Memory Storage Solution

If your system only performs intraday real-time analysis, and the total number of monitored financial instruments (the collective term for contracts such as spot, futures, options hereinafter referred to as “contracts”) is not large, you can simply use memory storage. This is usually only necessary for UHF (Ultra High Frequency) trading systems. There are many options for in-memory storage, two of which are more common.

Two-level Map Scheme

The type of the first-level map is std::unordered_map, the key is InstrumentID, and the value is a pointer to the second-level map. The type of the second-level map is std::map, the key is the market timestamp, and the value is the market structure. (Note: The market timestamp needs to construct a millisecond value of type long based on the two fields of UpdateTime and UpdateMillisec). The underlying data structure of std::unordered_map is a hash table, and indexing by key is the fastest. The underlying data structure of std::map is a binary tree search tree, which can iterate all or a certain piece of data in strict order of key size. The advantage of this data structure is that one can very quickly find quotations returned by a contract at a certain point in time or a certain period of time. This becomes the basis for subsequent trading signal calculations.

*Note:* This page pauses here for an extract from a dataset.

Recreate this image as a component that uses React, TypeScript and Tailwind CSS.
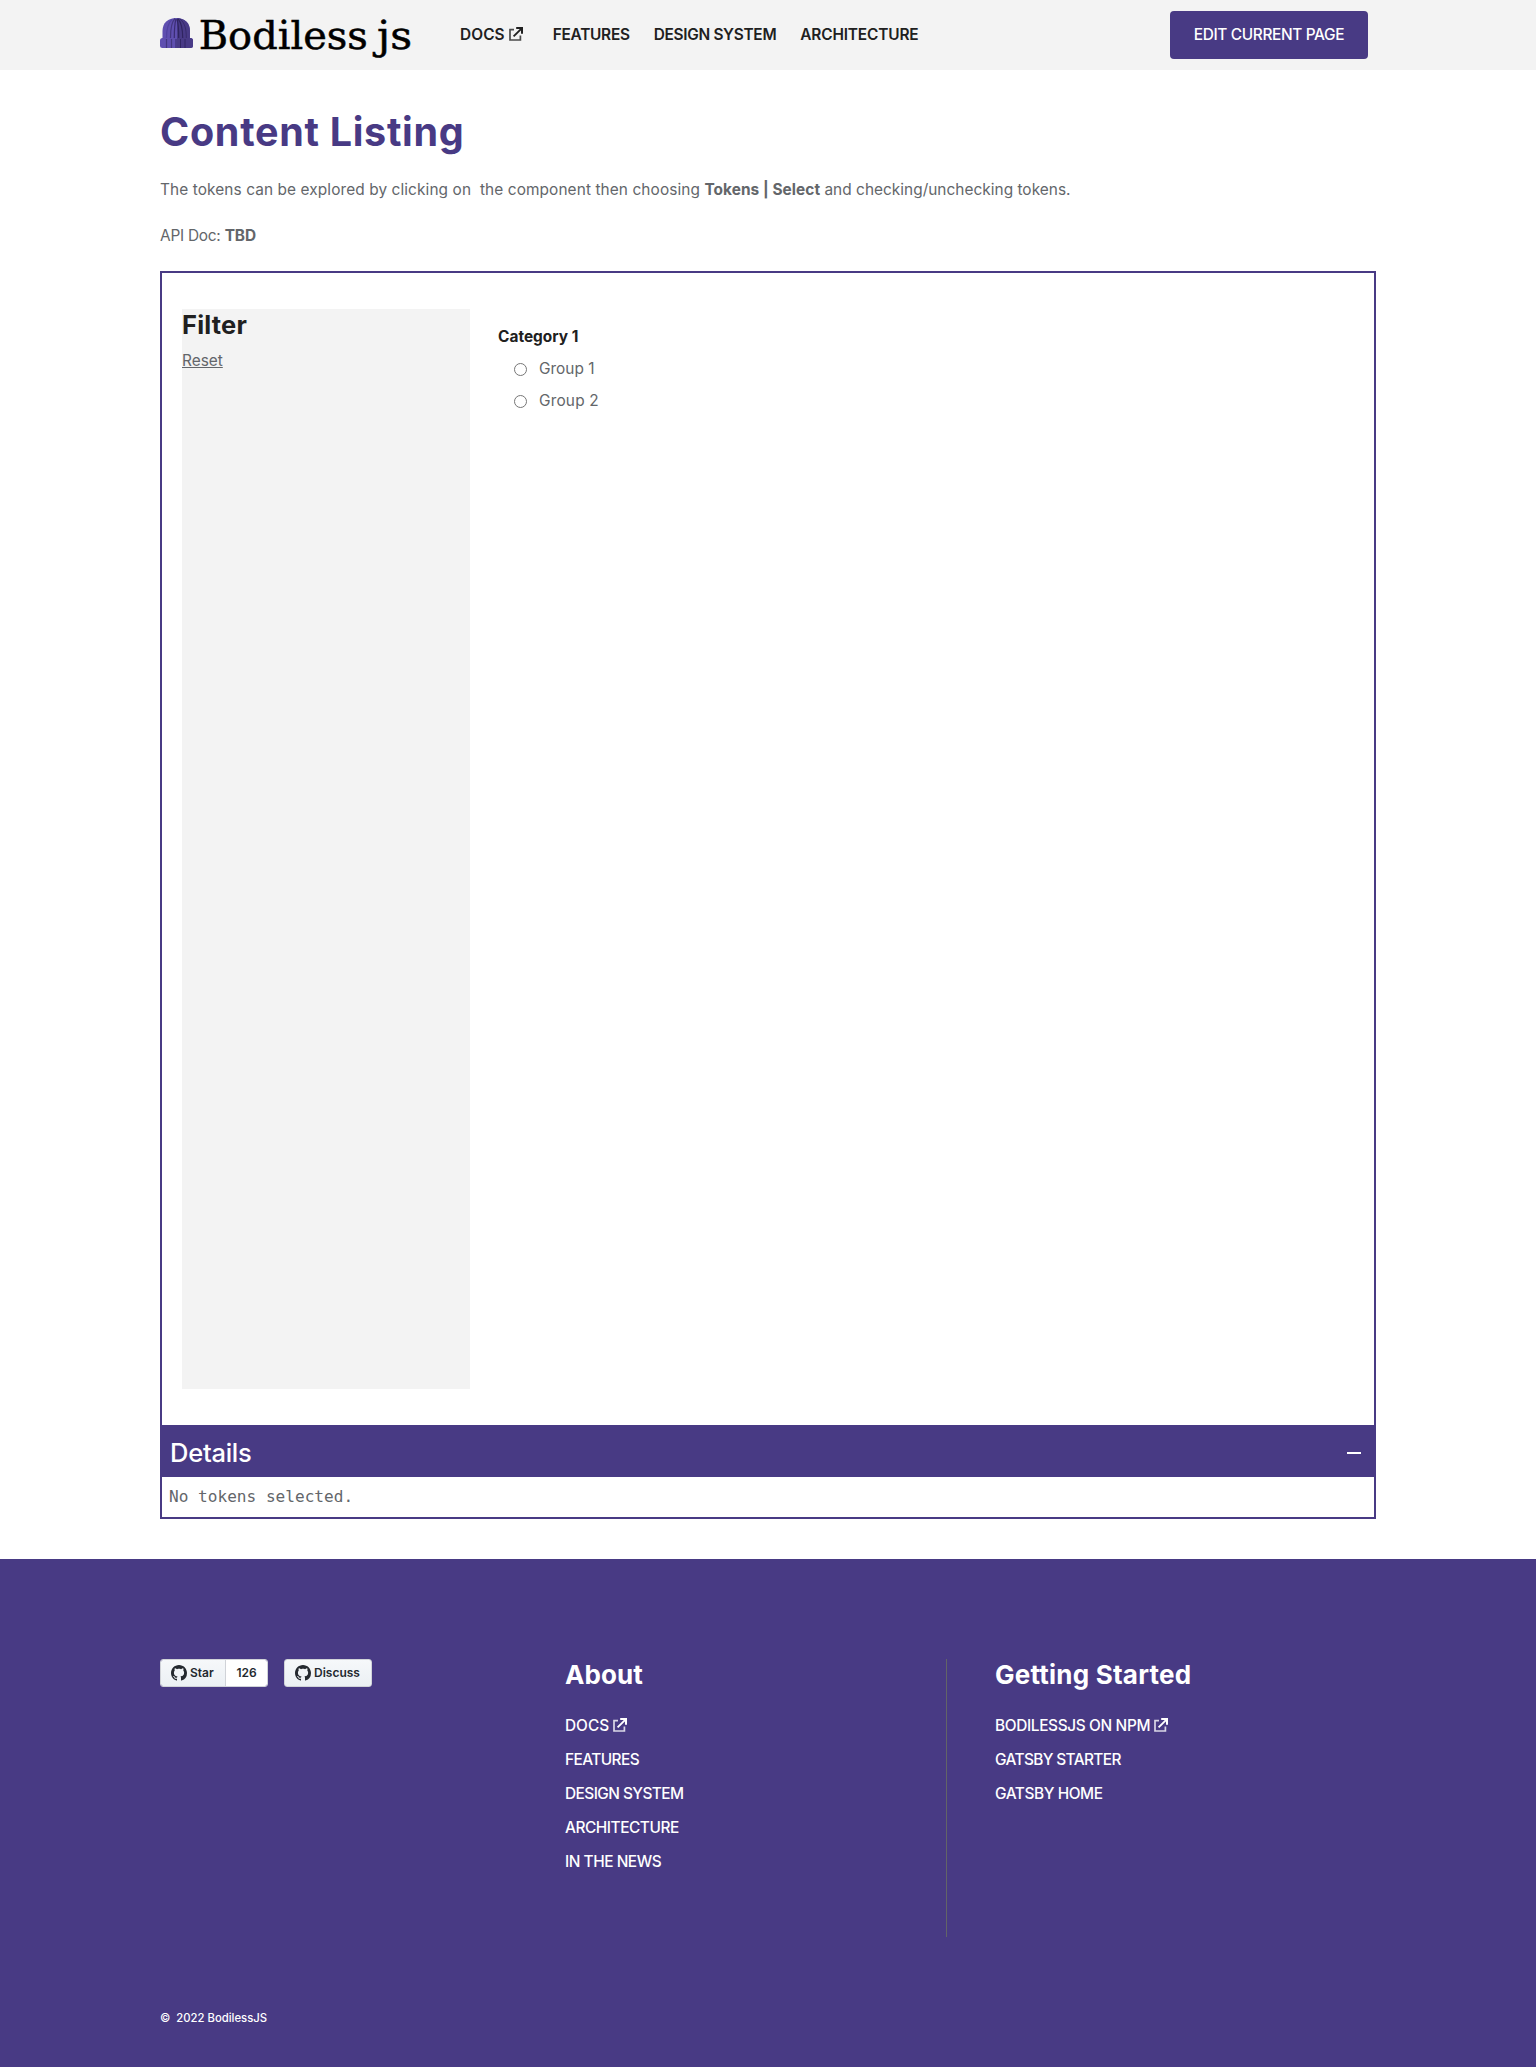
import React from "react";

function ExternalIcon({ className }: { className?: string }) {
  return (
    <svg className={className} width="14" height="14" viewBox="0 0 14 14" fill="none" stroke="currentColor" aria-hidden="true">
      <path d="M5 2.7H1V13H11.4V8.6" strokeWidth="1.7" strokeOpacity="0.8" />
      <path d="M4.6 9.4L12.2 1.8" strokeWidth="1.9" />
      <path d="M7.2 1H13V6.800" strokeWidth="2" />
    </svg>
  );
}

function GithubMark() {
  return (
    <svg width="16" height="16" viewBox="0 0 16 16" fill="#24292f" aria-hidden="true">
      <path d="M8 0C3.58 0 0 3.58 0 8c0 3.54 2.29 6.53 5.47 7.59.4.07.55-.17.55-.38 0-.19-.01-.82-.01-1.49-2.01.37-2.53-.49-2.69-.94-.09-.23-.48-.94-.82-1.13-.28-.15-.68-.52-.01-.53.63-.01 1.08.58 1.23.82.72 1.21 1.87.87 2.33.66.07-.52.28-.87.51-1.07-1.78-.2-3.64-.89-3.64-3.95 0-.87.31-1.59.82-2.15-.08-.2-.36-1.02.08-2.12 0 0 .67-.21 2.2.82.64-.18 1.32-.27 2-.27s1.36.09 2 .27c1.53-1.04 2.2-.82 2.2-.82.44 1.1.16 1.92.08 2.12.51.56.82 1.27.82 2.15 0 3.07-1.87 3.75-3.65 3.95.29.25.54.73.54 1.48 0 1.07-.01 1.93-.01 2.2 0 .21.15.46.55.38A8.01 8.01 0 0 0 16 8c0-4.42-3.58-8-8-8z" />
    </svg>
  );
}

function Logo() {
  return (
    <svg width="254" height="48" viewBox="0 0 254 48" role="img" aria-label="Bodiless js">
      {/* knitted hat */}
      <path d="M2.5 28V20C2.5 12 8 7 16.3 7S30 12 30 20V28Z" fill="#5f4fb0" />
      <path d="M16.3 7C24.5 7 30 12 30 20V28H17V7Z" fill="#483a86" />
      <rect x="0" y="27" width="33" height="10" rx="2.5" fill="#5f4fb0" />
      <path d="M17 27H30.5A2.5 2.5 0 0 1 33 29.500V34.500A2.500 2.500 0 0 1 30.500 37H17Z" fill="#483a86" />
      <g fill="none" stroke="#2f2460" strokeWidth="1.2">
        <path d="M15 7.500C11.500 11 10.500 18 10.500 27" stroke="#43367f" />
        <path d="M16 8C14.500 13 14.300 19 14.300 27" stroke="#3a2d72" />
        <path d="M17 8C18.500 13 18.700 19 18.700 27" />
        <path d="M18 7.800C22 12 22.700 19 22.700 27" />
        <path d="M20 8C25 12 26.300 18 26.300 27" strokeWidth="0.7" />
        <path d="M12 8.500C8 12 6.500 18 6.500 27" stroke="#5142a0" />
        <path d="M6.500 28V37M11.500 28V37" stroke="#43367f" />
        <path d="M16 28V37M20.500 28V37M25 28V37" strokeWidth="0.9" />
      </g>
      <g fill="#000" stroke="#000" strokeWidth="0.5" fontFamily="DejaVu Serif, serif" fontSize="39.5">
        <text x="38.800" y="38" textLength="169" lengthAdjust="spacingAndGlyphs">Bodiless</text>
        <text x="217" y="38" textLength="35" lengthAdjust="spacingAndGlyphs">js</text>
      </g>
    </svg>
  );
}

function Group({ label, tracking }: { label: string; tracking: string }) {
  return (
    <label className="ml-4 flex h-6 items-center gap-3">
      <span className="size-[13px] rounded-full border border-[#767676] bg-white" />
      <span className={tracking}>{label}</span>
    </label>
  );
}

export default function App() {
  return (
    <div className="flex min-h-[2067px] flex-col bg-white font-['Inter',sans-serif] text-[15.4px] leading-6 text-[#63666a]">
      <header className="h-[70px] bg-[#f3f3f3]">
        <div className="mx-auto flex h-full w-[1216px] items-center">
          <Logo />
          <nav className="ml-[46px] flex items-center font-semibold text-[#202020]">
            <a className="flex items-center tracking-[0.1px]">
              DOCS
              <ExternalIcon className="ml-1 -mt-0.5" />
            </a>
            <a className="ml-[30px] tracking-[-0.26px]">FEATURES</a>
            <a className="ml-6 tracking-[-0.3px]">DESIGN SYSTEM</a>
            <a className="ml-6 tracking-[-0.15px]">ARCHITECTURE</a>
          </nav>
          <button className="mr-2 ml-auto h-12 w-[198px] rounded bg-[#483a84] font-medium tracking-[-0.34px] text-white">
            EDIT CURRENT PAGE
          </button>
        </div>
      </header>

      <main className="mx-auto w-[1216px] pt-[38px]">
        <h1 className="text-[39.5px] leading-[48px] font-bold tracking-[0.7px] text-[#483a84]">Content Listing</h1>
        <p className="mt-[22px] whitespace-pre">
          <span className="tracking-[0.1px]">{"The tokens can be explored by clicking on \u00a0the component then choosing "}</span>
          <b className="tracking-[0.06px]">Tokens | Select</b>
          <span className="tracking-[0.03px]">{" and checking/unchecking tokens."}</span>
        </p>
        <p className="mt-[22px] whitespace-pre">
          <span className="tracking-[-0.24px]">{"API Doc: "}</span>
          <b className="tracking-[-0.1px]">TBD</b>
        </p>

        <section className="mt-[23px] border-2 border-[#483a84]">
          <div className="flex px-5 py-9">
            <aside className="h-[1080px] w-72 bg-[#f3f3f3]">
              <h2 className="text-[25.5px] leading-8 font-bold tracking-[0.2px] text-[#202020]">Filter</h2>
              <a className="mt-2 inline-block underline">Reset</a>
            </aside>
            <div className="ml-7 flex flex-col gap-2 pt-4">
              <h3 className="font-bold tracking-[0.03px] text-[#202020]">Category 1</h3>
              <Group label="Group 1" tracking="tracking-[0.04px]" />
              <Group label="Group 2" tracking="tracking-[0.2px]" />
            </div>
          </div>
          <div className="flex h-[52px] items-center justify-between bg-[#483a84] pr-[13px] pl-2 text-white">
            <span className="pt-[3px] text-[25.5px] leading-8 font-medium tracking-[-0.25px]">Details</span>
            <span className="mt-1 h-0.5 w-3.5 bg-white" />
          </div>
          <pre className="h-10 pt-2 pl-[7px] font-['DejaVu_Sans_Mono',monospace] text-[16.1px] leading-6">No tokens selected.</pre>
        </section>
      </main>

      <footer className="mt-10 h-[508px] bg-[#483a84] font-medium text-white">
        <div className="mx-auto flex h-full w-[1216px] flex-col pt-[100px]">
          <div className="flex h-[278px]">
            <div className="flex w-[405px] gap-4 text-[12px] font-semibold text-[#24292f]">
              <div className="flex h-7 overflow-hidden rounded-[3px] border border-[#d0d3d8]">
                <a className="flex w-[65px] items-center gap-[3px] border-r border-[#d0d3d8] bg-linear-to-b from-[#f6f8fa] to-[#ebf0f4] pl-2.5">
                  <GithubMark />
                  Star
                </a>
                <a className="flex w-[41px] items-center justify-center bg-white">126</a>
              </div>
              <a className="flex h-7 w-[88px] items-center gap-[3px] rounded-[3px] border border-[#d0d3d8] bg-linear-to-b from-[#f6f8fa] to-[#ebf0f4] pl-2.5">
                <GithubMark />
                Discuss
              </a>
            </div>
            <div className="flex w-[382px] flex-col gap-2.5 border-r border-[#636467] tracking-[-0.45px]">
              <h2 className="mb-[13px] text-[26px] leading-8 font-bold tracking-[0.1px]">About</h2>
              <a className="flex items-center tracking-[0px]">
                DOCS
                <ExternalIcon className="ml-1 -mt-0.5" />
              </a>
              <a className="tracking-[-0.55px]">FEATURES</a>
              <a className="tracking-[-0.55px]">DESIGN SYSTEM</a>
              <a>ARCHITECTURE</a>
              <a>IN THE NEWS</a>
            </div>
            <div className="ml-12 flex flex-col gap-2.5">
              <h2 className="mb-[13px] text-[26px] leading-8 font-bold tracking-[0.22px]">Getting Started</h2>
              <a className="flex items-center tracking-[-0.35px]">
                BODILESSJS ON NPM
                <ExternalIcon className="ml-1 -mt-0.5" />
              </a>
              <a className="tracking-[-0.62px]">GATSBY STARTER</a>
              <a className="tracking-[-0.42px]">GATSBY HOME</a>
            </div>
          </div>
          <p className="mt-[73px] text-[11.3px] leading-4 whitespace-pre">{"©  2022 BodilessJS"}</p>
        </div>
      </footer>
    </div>
  );
}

#include "ThostFtdcUserApiStruct.h"
#include "ThostFtdcUserApiDataType.h"
#include <map>
#include <unordered_map>
using namespace std;
int main()
{
unordered_map<TThostFtdcInstrumentIDType, map<long, CThostFtdcDepthMarketDataField>*> tickData;
}

Map + Array

Since the total number of standard tickers for each contract per day is fixed (except for individual exchanges), we can initialize an array in advance to store the ticks. Calculated at 2 ticks per second (every 500 milliseconds), the length of a standard market day is 28800. When a market notification is received, the market time to which the notification is closest, is assigned to that ticker. For example, if the market time is 9:50:20, 133 milliseconds, then it is assigned to 9:50:20 and 0 milliseconds. If the time between the two ticks before and after is greater than 500 milliseconds, it is necessary to fill in the point in the middle. This is a fairly standard operation while receiving market data. The advantages of doing this are:

  1. Trading strategies usually rely on standardized quotes to calculate trading signals, and it will save time to receive quotes and standardize them in one step.
  2. You can directly use the array subscript to index the market price corresponding to the time, and the time complexity of the search is O(1).
#include "ThostFtdcUserApiStruct.h"
#include "ThostFtdcUserApiDataType.h"
#include <unordered_map>
#include <array>
using namespace std;
int main()
{
    unordered_map<TThostFtdcInstrumentIDType, array<CThostFtdcDepthMarketDataField, 28800>> tickData;
}

Persistent Storage Solution

Whether you do UHF trading or not, it is necessary to persist the market data. Usually persistent storage is used for review and analysis. Under large data volumes, traditional storage solutions like MongoDB, MySQL, file-based storage will soon encounter both read and write performance bottlenecks. This makes them unsuitable for intraday calculations. In recent years, the emergence of Time-Series Databases (TSDB) has made it possible to use a storage solution for market data. An open-source time series database like TDengine with built-in cache, message queue and cluster function is an optimal solutions for storing market data. Below I will use TDengine as an example to introduce a persistent storage solution.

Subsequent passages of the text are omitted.